The total cost of dealing with suppliers involves so much more than price and payment terms.  Far too often, though, companies - even those that claim they follow an SCM approach - focus only on these aspects of the relationship while virtually ignoring the other factors that can have a much greater effect on costs (see table below).



Improving the total costs associated with the supply chain involves:
  • building close relationships with suppliers (based on trust, mutual benefit, and clear communications);
  • continually working on the factors that reduce total cost (see above table);
  • understanding and optimizing the systems of logistics for products and services procured (inbound) as well as those provided to customers (outbound) that are consistent with the company's operational and marketing strategy;
  • working with customers to understand how the supply chain affects their operations.
Once the supply chain strategy is developed, implementation begins initially with the first tier and slowly and continually expands to cover more of the supply chain.  How much of the chain depends on many factors, including the size and complexity of the supply chain and how much of it can be effectively managed.

A Generalist Approach

The topic of SCM is far too complex to adequately cover in a relatively short blog post.  The point is, though, that effective supply chain management involves so much more than negotiating price and payment terms with key suppliers.  It requires developing close relationships with customers to understand how the supply chain contributes to their needs, and systematically implementing improvements throughout the system to reduced waste and improve performance.  Those directing an organization's SCM efforts need to be systems thinkers who are much more adept at leading improvement efforts than negotiating contracts with individual suppliers.

Wednesday, December 30, 2009

World Class Suppliers Need World Class Customers

As part of their effort to slash the cost of auto parts by 30% over the next three years, Toyota met with its suppliers last week to enlist their help in the process.
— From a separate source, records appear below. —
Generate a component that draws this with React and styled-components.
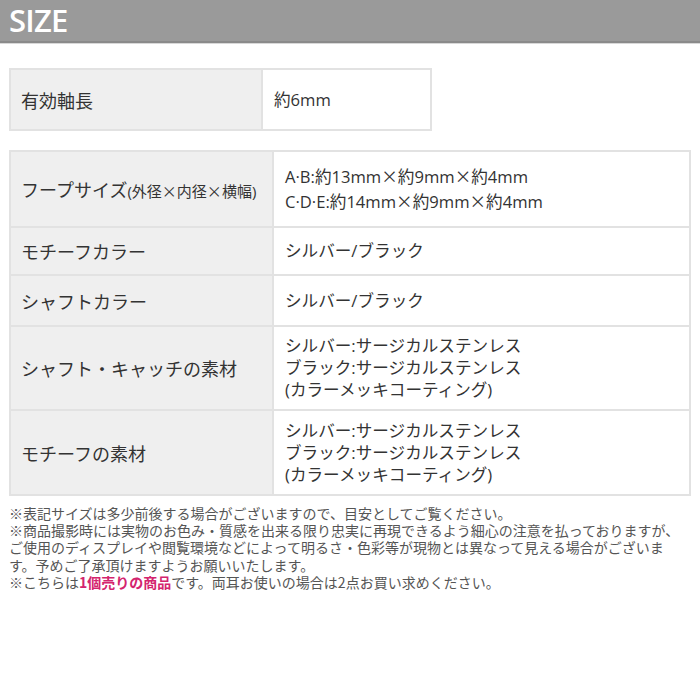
import React from "react";
import styled, { createGlobalStyle } from "styled-components";

const GlobalStyle = createGlobalStyle`
  html, body {
    margin: 0;
    padding: 0;
    background: #ffffff;
  }
  body {
    font-family: "Open Sans", "Noto Sans CJK JP", sans-serif;
    color: #333333;
  }
`;

const Page = styled.div`
  width: 700px;
  height: 700px;
  overflow: hidden;
  background: #ffffff;
`;

const TitleBar = styled.div`
  height: 41px;
  background: #9a9a9a;
  border-bottom: 2px solid #8a8a8a;
  box-shadow: 0 1px 0 #d8d8d8;
  display: flex;
  align-items: center;
  padding-left: 9px;
`;

const Title = styled.h1`
  margin: 0;
  font-family: "Open Sans", sans-serif;
  font-weight: 600;
  font-size: 31px;
  line-height: 1;
  color: #ffffff;
  letter-spacing: -0.8px;
`;

const Content = styled.div`
  padding: 25px 9px 0 9px;
  display: flex;
  flex-direction: column;
`;

const Table = styled.table`
  border-collapse: collapse;
  width: ${(p) => p.$width}px;
  margin-bottom: ${(p) => p.$gap || 0}px;
  border: 2px solid #e2e2e2;
`;

const Row = styled.tr`
  height: ${(p) => p.$h}px;
`;

const Label = styled.th`
  width: ${(p) => p.$w}px;
  background: #efefef;
  border: 2px solid #e2e2e2;
  text-align: left;
  font-weight: 400;
  font-size: 18px;
  color: #333333;
  padding: 0 0 0 10px;
  vertical-align: middle;
  white-space: nowrap;
  box-sizing: border-box;
`;

const Small = styled.span`
  font-size: 15px;
`;

const Times = styled.span`
  font-family: "Noto Sans CJK JP", sans-serif;
`;

const Value = styled.td`
  border: 2px solid #e2e2e2;
  font-size: 16.6px;
  line-height: ${(p) => p.$lh || 22}px;
  color: #333333;
  padding: 0 0 0 11px;
  vertical-align: middle;
  background: #ffffff;
`;

const Notes = styled.div`
  margin-top: 9px;
  font-family: "Noto Sans CJK JP", sans-serif;
  font-size: 14px;
  line-height: 17.2px;
  color: #555555;
  white-space: nowrap;
`;

const Note = styled.p`
  margin: 0;
`;

const Pink = styled.strong`
  color: #d4246e;
  font-weight: 700;
`;

const material = [
  "シルバー:サージカルステンレス",
  "ブラック:サージカルステンレス",
  "(カラーメッキコーティング)",
];

const X = () => <Times>×</Times>;

export default function App() {
  return (
    <Page>
      <GlobalStyle />
      <TitleBar>
        <Title>SIZE</Title>
      </TitleBar>
      <Content>
        <Table $width={423} $gap={19}>
          <tbody>
            <Row $h={61}>
              <Label $w={252}>有効軸長</Label>
              <Value>約6mm</Value>
            </Row>
          </tbody>
        </Table>
        <Table $width={682}>
          <tbody>
            <Row $h={76}>
              <Label $w={263}>
                フープサイズ
                <Small>
                  (外径<X />内径<X />横幅)
                </Small>
              </Label>
              <Value $lh={24}>
                A·B:約13mm<X />約9mm<X />約4mm
                <br />
                C·D·E:約14mm<X />約9mm<X />約4mm
              </Value>
            </Row>
            <Row $h={48}>
              <Label $w={263}>モチーフカラー</Label>
              <Value>シルバー/ブラック</Value>
            </Row>
            <Row $h={51}>
              <Label $w={263}>シャフトカラー</Label>
              <Value>シルバー/ブラック</Value>
            </Row>
            <Row $h={84}>
              <Label $w={263}>シャフト・キャッチの素材</Label>
              <Value>
                {material.map((m) => (
                  <div key={m}>{m}</div>
                ))}
              </Value>
            </Row>
            <Row $h={85}>
              <Label $w={263}>モチーフの素材</Label>
              <Value>
                {material.map((m) => (
                  <div key={m}>{m}</div>
                ))}
              </Value>
            </Row>
          </tbody>
        </Table>
        <Notes>
          <Note>※表記サイズは多少前後する場合がございますので、目安としてご覧ください。</Note>
          <Note>
            ※商品撮影時には実物のお色み・質感を出来る限り忠実に再現できるよう細心の注意を払っておりますが、
            <br />
            ご使用のディスプレイや閲覧環境などによって明るさ・色彩等が現物とは異なって見える場合がございま
            <br />
            す。予めご了承頂けますようお願いいたします。
          </Note>
          <Note>
            ※こちらは<Pink>1個売りの商品</Pink>です。両耳お使いの場合は2点お買い求めください。
          </Note>
        </Notes>
      </Content>
    </Page>
  );
}
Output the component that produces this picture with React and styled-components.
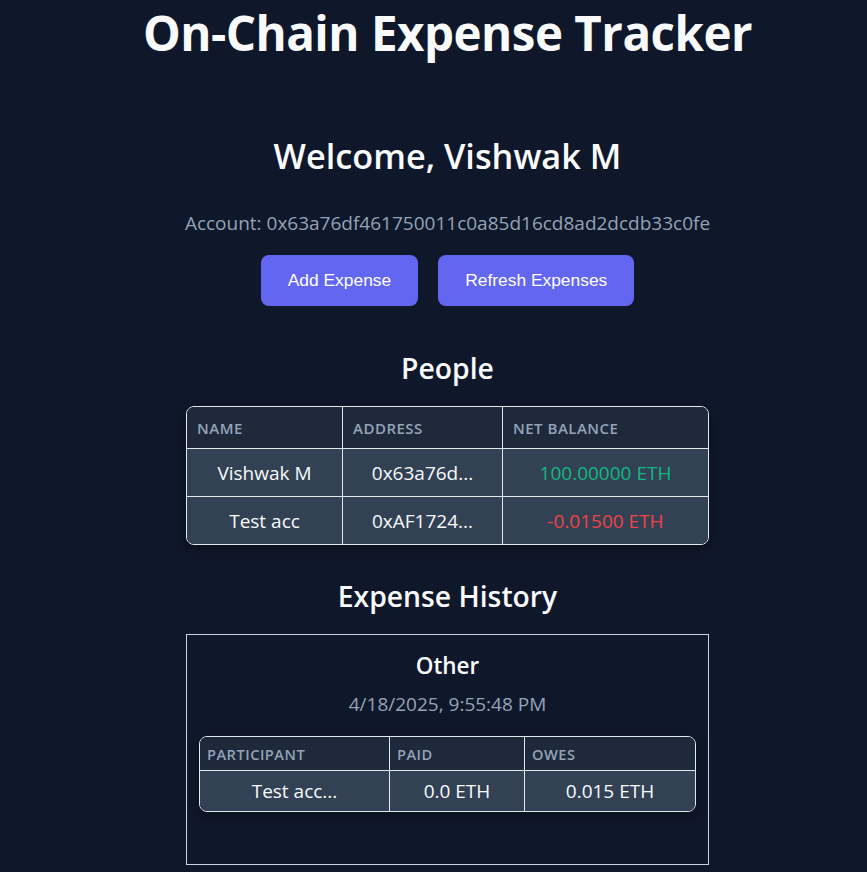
import React from "react";
import styled, { createGlobalStyle } from "styled-components";

const people = [
  { name: "Vishwak M", address: "0x63a76d...", balance: "100.00000 ETH", positive: true },
  { name: "Test acc", address: "0xAF1724...", balance: "-0.01500 ETH", positive: false },
];

const expenses = [
  {
    title: "Other",
    date: "4/18/2025, 9:55:48 PM",
    rows: [{ participant: "Test acc...", paid: "0.0 ETH", owes: "0.015 ETH" }],
  },
];

export default function App() {
  return (
    <>
      <GlobalStyle />
      <Page>
        <Title>On-Chain Expense Tracker</Title>
        <Welcome>Welcome, Vishwak M</Welcome>
        <Account>Account: 0x63a76df461750011c0a85d16cd8ad2dcdb33c0fe</Account>
        <Actions>
          <Button>Add Expense</Button>
          <Button>Refresh Expenses</Button>
        </Actions>

        <SectionTitle top="44px" bottom="20px">People</SectionTitle>
        <Table width="523px">
          <colgroup>
            <col style={{ width: "156px" }} />
            <col style={{ width: "160px" }} />
            <col />
          </colgroup>
          <thead>
            <tr>
              <Th>Name</Th>
              <Th>Address</Th>
              <Th>Net Balance</Th>
            </tr>
          </thead>
          <tbody>
            {people.map((p) => (
              <tr key={p.name}>
                <Td>{p.name}</Td>
                <Td>{p.address}</Td>
                <Td tone={p.positive ? "up" : "down"}>{p.balance}</Td>
              </tr>
            ))}
          </tbody>
        </Table>

        <SectionTitle top="33px" bottom="20px">Expense History</SectionTitle>
        {expenses.map((e) => (
          <ExpenseCard key={e.date}>
            <ExpenseTitle>{e.title}</ExpenseTitle>
            <ExpenseDate>{e.date}</ExpenseDate>
            <Table width="497px" $compact>
              <colgroup>
                <col style={{ width: "190px" }} />
                <col style={{ width: "135px" }} />
                <col />
              </colgroup>
              <thead>
                <tr>
                  <Th $compact>Participant</Th>
                  <Th $compact>Paid</Th>
                  <Th $compact>Owes</Th>
                </tr>
              </thead>
              <tbody>
                {e.rows.map((r) => (
                  <tr key={r.participant}>
                    <Td $compact>{r.participant}</Td>
                    <Td $compact>{r.paid}</Td>
                    <Td $compact>{r.owes}</Td>
                  </tr>
                ))}
              </tbody>
            </Table>
          </ExpenseCard>
        ))}
      </Page>
    </>
  );
}

const GlobalStyle = createGlobalStyle`
  body {
    margin: 0;
    background-color: #0f172a;
    color: #f8fafc;
    font-family: "Open Sans", "Noto Sans", sans-serif;
  }
`;

const Page = styled.div`
  display: flex;
  flex-direction: column;
  align-items: center;
  padding-left: 28px;
  min-height: 872px;
`;

const Title = styled.h1`
  margin: 0;
  font-size: 47.5px;
  font-weight: 700;
  line-height: 66px;
  letter-spacing: -0.5px;
  color: #f8fafc;
`;

const Welcome = styled.h2`
  margin: 69px 0 0;
  font-size: 34.3px;
  font-weight: 600;
  line-height: 42px;
  color: #f8fafc;
`;

const Account = styled.p`
  margin: 34px 0 0;
  font-size: 19px;
  line-height: 24px;
  color: #94a3b8;
`;

const Actions = styled.div`
  display: flex;
  gap: 20px;
  margin-top: 20px;
`;

const Button = styled.button`
  height: 51px;
  padding: 0 27px;
  border: none;
  border-radius: 8px;
  background-color: #6366f1;
  color: #ffffff;
  font-family: "Liberation Sans", Arial, sans-serif;
  font-size: 17.4px;
  cursor: pointer;
`;

const SectionTitle = styled.h3`
  margin: ${({ top }) => top} 0 ${({ bottom }) => bottom};
  font-size: 28.3px;
  font-weight: 600;
  line-height: 36px;
  color: #f8fafc;
`;

const Table = styled.table`
  width: ${({ width }) => width};
  border-collapse: separate;
  border-spacing: 0;
  border: 1px solid #e2e8f0;
  border-radius: 8px;
  overflow: hidden;
  box-shadow: 0 4px 10px rgba(0, 0, 0, 0.35);
  table-layout: fixed;
`;

const Th = styled.th`
  height: ${({ $compact }) => ($compact ? "33px" : "41px")};
  padding: 0 ${({ $compact }) => ($compact ? "7px" : "10px")};
  background-color: #1e293b;
  color: #94a3b8;
  text-align: left;
  text-transform: uppercase;
  font-size: ${({ $compact }) => ($compact ? "14.6px" : "15px")};
  font-weight: 600;
  letter-spacing: 0.5px;
  border-right: 1px solid #e2e8f0;
  border-bottom: 1px solid #e2e8f0;
  &:last-child {
    border-right: none;
  }
`;

const Td = styled.td`
  height: ${({ $compact }) => ($compact ? "40px" : "47px")};
  padding: 0 10px;
  background-color: #334155;
  text-align: center;
  font-size: 19px;
  color: ${({ tone }) =>
    tone === "up" ? "#10b981" : tone === "down" ? "#ef4444" : "#f8fafc"};
  border-right: 1px solid #e2e8f0;
  border-bottom: 1px solid #e2e8f0;
  &:last-child {
    border-right: none;
  }
  tr:last-child > & {
    border-bottom: none;
  }
`;

const ExpenseCard = styled.div`
  width: 521px;
  height: 229px;
  border: 1px solid #cbd5e1;
  display: flex;
  flex-direction: column;
  align-items: center;
`;

const ExpenseTitle = styled.h4`
  margin: 17px 0 0;
  font-size: 22.5px;
  font-weight: 600;
  line-height: 28px;
  color: #f8fafc;
`;

const ExpenseDate = styled.p`
  margin: 12px 0 20px;
  font-size: 19px;
  line-height: 24px;
  color: #94a3b8;
`;
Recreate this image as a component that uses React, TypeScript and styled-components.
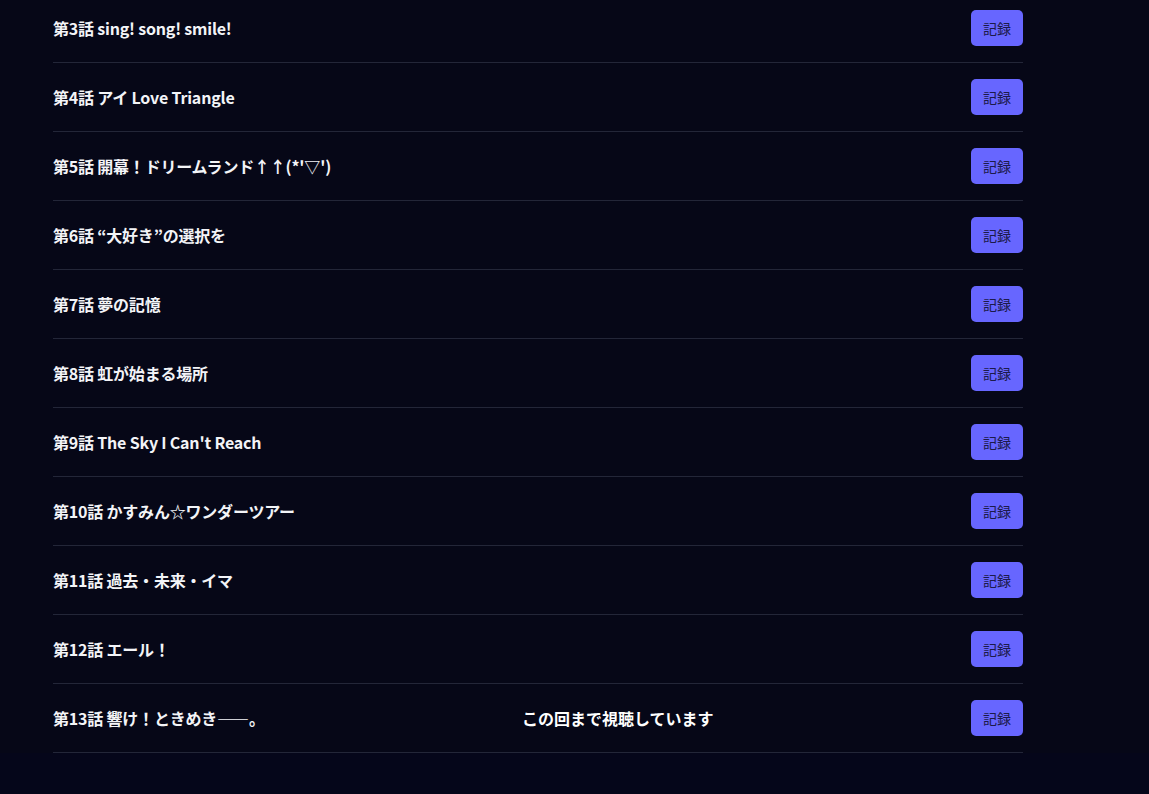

Based on their reputation for dealing with suppliers, I'm guessing that Toyota will approach the process in a much different manner than most companies, and the process will be very successful.

Instead of squeezing suppliers by beating down prices and lengthening payment terms, companies like Toyota work with suppliers to find improvements in designs and processes that lead to real and sustainable cost reductions. When approached in this manner, the supplier and customer benefit from the process and the savings result in strengthening, rather than weakening, the supplier.

Two Glaring (and Common) Examples

I once worked with a Fortune 500 company that issued a policy for its divisions to lengthen payment terms to all suppliers. Based on the formula, the new policy could result in payment to a supplier being delayed by up to 90 days after receipt of the product or service.

Procurement professionals at a particular division for the company (Division A) implemented the policy and were praised (and rewarded) by the corporate office. One of Division A's suppliers was another division of the company (Division B). As a result of the change in policy, Division B cut off shipments of a critical component to Division A because it paid its invoices too slowly. Because of this, Division A's shipments fell because it couldn't get the component elsewhere; costs increased (due to production stoppages); and profits dropped because of its inability to ship and invoice its customers. Division B's profits also fell because it stopped shipping to Division A.

And another . . .

In another example, a friend of mine owns a company that supplies parts to the Detroit automakers. During a visit to one of the automaker's factories, he noticed a problem in the production line with the assembly of a particular model. As part of the process, the car was flipped to enable installation of a particular subassembly. Problems occurred because the subassembly could not be completed until the car was turned back upright, and it frequently fell apart before it could be secured.

On his own accord, my friend developed an inexpensive grommet that could be placed on the subassembly to properly secure the parts as the car was flipped upright. After the final assembly was bolted together, the grommet could be easily cut away, thereby completely eliminating the problem.

the customer adopted the idea and changed the process to utilize the grommet. Even though the grommet was a very low cost part, the automaker's procurement department - in an effort to further reduce the cost - decided to purchase the grommet from a competitor instead of from the company owned by the person who developed the part. In a situation where a supplier - without direction from the customer - took the initiative to solve a problem that caused delays, extra costs, and headaches for the customer, the customer displayed a lack of respect for the supplier by awarding the business to another company. Needless to say, my friend was not motivated to solve future problems for the customer.

Stop the Madness

The above examples are unfortunately fairly typical of western business. If we are to come out of the recession strong and ready to compete, we have got to learn that the relationship with a supplier is based on more than price and payment terms. A company cannot win if its suppliers lose. Besides the obvious, who wants to do business with a loser anyway?